Description
This vegan mint chocolate chip ice cream is a creamy, refreshing dessert made with coconut whipping cream, ripe avocados, fresh mint leaves, and dark chocolate. Perfectly smooth and naturally sweetened with vegan condensed milk, it offers a rich, dairy-free treat that’s easy to prepare at home without any ice cream machine. The mint flavor is fresh and vibrant, complemented by crunchy chocolate chips for a classic mint chocolate chip experience.
Ingredients
Scale
Ice Cream Base
- 600 g coconut whipping cream (chilled overnight)
- 300 g avocados (pitted and peeled)
- 320 g vegan condensed milk
- 15 large fresh mint leaves (or 25 small leaves)
- 1 teaspoon peppermint extract
Mix-ins
- 100 g dark chocolate (finely chopped)
Instructions
- Whip cream: In a large bowl, whip the chilled coconut whipping cream using an electric mixer or whisk until it becomes light and airy with soft peaks.
- Blend: Add the avocado flesh, vegan condensed milk, fresh mint leaves, and peppermint extract to a high-speed blender. Blend until the mixture is completely smooth and creamy.
- Fold: Using a rubber spatula, gently fold the avocado and mint puree into the whipped coconut cream in 3 to 4 additions. Mix carefully to keep the airiness of the whipped cream.

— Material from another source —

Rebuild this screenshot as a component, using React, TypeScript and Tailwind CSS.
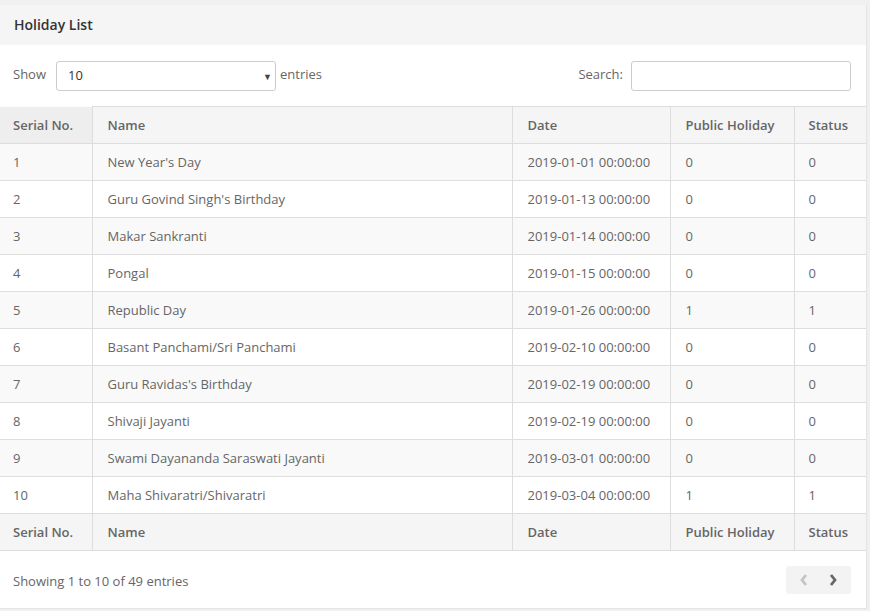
import React from "react";

const rows: [string, string, string, string, string][] = [
  ["1", "New Year's Day", "2019-01-01 00:00:00", "0", "0"],
  ["2", "Guru Govind Singh's Birthday", "2019-01-13 00:00:00", "0", "0"],
  ["3", "Makar Sankranti", "2019-01-14 00:00:00", "0", "0"],
  ["4", "Pongal", "2019-01-15 00:00:00", "0", "0"],
  ["5", "Republic Day", "2019-01-26 00:00:00", "1", "1"],
  ["6", "Basant Panchami/Sri Panchami", "2019-02-10 00:00:00", "0", "0"],
  ["7", "Guru Ravidas's Birthday", "2019-02-19 00:00:00", "0", "0"],
  ["8", "Shivaji Jayanti", "2019-02-19 00:00:00", "0", "0"],
  ["9", "Swami Dayananda Saraswati Jayanti", "2019-03-01 00:00:00", "0", "0"],
  ["10", "Maha Shivaratri/Shivaratri", "2019-03-04 00:00:00", "1", "1"],
];

function HeadRow() {
  return (
    <tr className="h-[37px] bg-[#f5f5f5] text-left font-semibold text-[#666]">
      <th className="w-[92px] border-b border-r border-[#ddd] bg-[#eeeeee] pl-[13px] pt-[2px] font-semibold">Serial No.</th>
      <th className="w-[420px] border border-[#ddd] pl-[15px] pt-[2px] font-semibold">Name</th>
      <th className="w-[158px] border border-[#ddd] pl-[15px] pt-[2px] font-semibold">Date</th>
      <th className="w-[124px] border border-[#ddd] pl-[15px] pt-[2px] font-semibold">Public Holiday</th>
      <th className="border border-r-0 border-[#ddd] pl-[14px] pt-[2px] font-semibold">Status</th>
    </tr>
  );
}

function FootRow() {
  return (
    <tr className="h-[37px] bg-[#f5f5f5] text-left font-semibold text-[#666]">
      <th className="w-[92px] border-b border-r border-[#ddd] pl-[13px] pt-[2px] font-semibold">Serial No.</th>
      <th className="border border-[#ddd] pl-[15px] pt-[2px] font-semibold">Name</th>
      <th className="border border-[#ddd] pl-[15px] pt-[2px] font-semibold">Date</th>
      <th className="border border-[#ddd] pl-[15px] pt-[2px] font-semibold">Public Holiday</th>
      <th className="border border-r-0 border-[#ddd] pl-[14px] pt-[2px] font-semibold">Status</th>
    </tr>
  );
}

export default function App() {
  return (
    <div
      className="min-h-[611px] w-[870px] bg-[#f0f0f0] pt-[5px] text-[13px] text-[#666]"
      style={{ fontFamily: '"Open Sans", "Liberation Sans", sans-serif' }}
    >
      <div className="w-[867px] border-r border-b border-[#e4e4e4] bg-white">
        <div className="flex h-[40px] items-center bg-[#f5f5f5] px-[14px] pb-[2px] text-[14px] font-semibold text-[#333]">
          Holiday List
        </div>
        <div className="flex h-[61px] items-start justify-between pt-[16px] pl-[13px] pr-[15px]">
          <div className="flex h-[30px] items-center">
            <span className="-mt-[2px]">Show</span>
            <div className="relative ml-[10px] flex h-[30px] w-[220px] items-center rounded-[3px] border border-[#ccc] bg-white pl-[11px] text-[13px] text-[#333]">
              10
              <span className="absolute right-[3px] top-[8px] text-[9px] text-[#444]">▼</span>
            </div>
            <span className="-mt-[2px] ml-[4px]">entries</span>
          </div>
          <div className="flex h-[30px] items-center">
            <span className="-mt-[2px]">Search:</span>
            <div className="ml-[8px] h-[30px] w-[220px] rounded-[3px] border border-[#ccc] bg-white" />
          </div>
        </div>
        <table className="w-[866px] table-fixed border-collapse text-[13px]">
          <thead>
            <HeadRow />
          </thead>
          <tbody>
            {rows.map((r, i) => (
              <tr key={r[0]} className={`h-[37px] ${i % 2 === 0 ? "bg-[#f9f9f9]" : "bg-white"}`}>
                <td className="border-b border-r border-[#ddd] pl-[13px] pt-[2px]">{r[0]}</td>
                <td className="border border-[#ddd] pl-[15px] pt-[2px]">{r[1]}</td>
                <td className="border border-[#ddd] pl-[15px] pt-[2px]">{r[2]}</td>
                <td className="border border-[#ddd] pl-[15px] pt-[2px]">{r[3]}</td>
                <td className="border border-r-0 border-[#ddd] pl-[14px] pt-[2px]">{r[4]}</td>
              </tr>
            ))}
          </tbody>
          <tfoot>
            <FootRow />
          </tfoot>
        </table>
        <div className="flex h-[57px] items-center justify-between pl-[13px] pr-[15px]">
          <span className="mt-[4px]">Showing 1 to 10 of 49 entries</span>
          <div className="flex h-[28px] w-[65px] items-center justify-around rounded-[3px] bg-[#f3f3f3] px-[4px]">
            <svg width="10" height="14" viewBox="0 0 10 14">
              <path d="M7 2 L3 7 L7 12" fill="none" stroke="#c4c4c4" strokeWidth="2.8" />
            </svg>
            <svg width="10" height="14" viewBox="0 0 10 14">
              <path d="M3 2 L7 7 L3 12" fill="none" stroke="#666" strokeWidth="2.8" />
            </svg>
          </div>
        </div>
      </div>
    </div>
  );
}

- Add chocolate: Fold in the finely chopped dark chocolate pieces evenly throughout the ice cream mixture.
- Freeze: Transfer the combined mixture into a loaf pan or airtight container. Cover it tightly with plastic wrap or a lid and freeze for at least 5 hours or until fully set.
- Serving: Remove the ice cream from the freezer about 15 minutes before serving to let it thaw slightly, making it easier to scoop. Use a hot ice cream scoop for best results and serve immediately.
Notes
- Make sure to chill the coconut whipping cream overnight for best whipping results.
- Vegan condensed milk can be store-bought or homemade using coconut milk and sweetener.
- Adjust the peppermint extract quantity based on your mint flavor preference.
- For a smoother ice cream texture, ensure the avocado is very ripe and fully blended.
- The ice cream is best consumed within one week when stored properly in the freezer.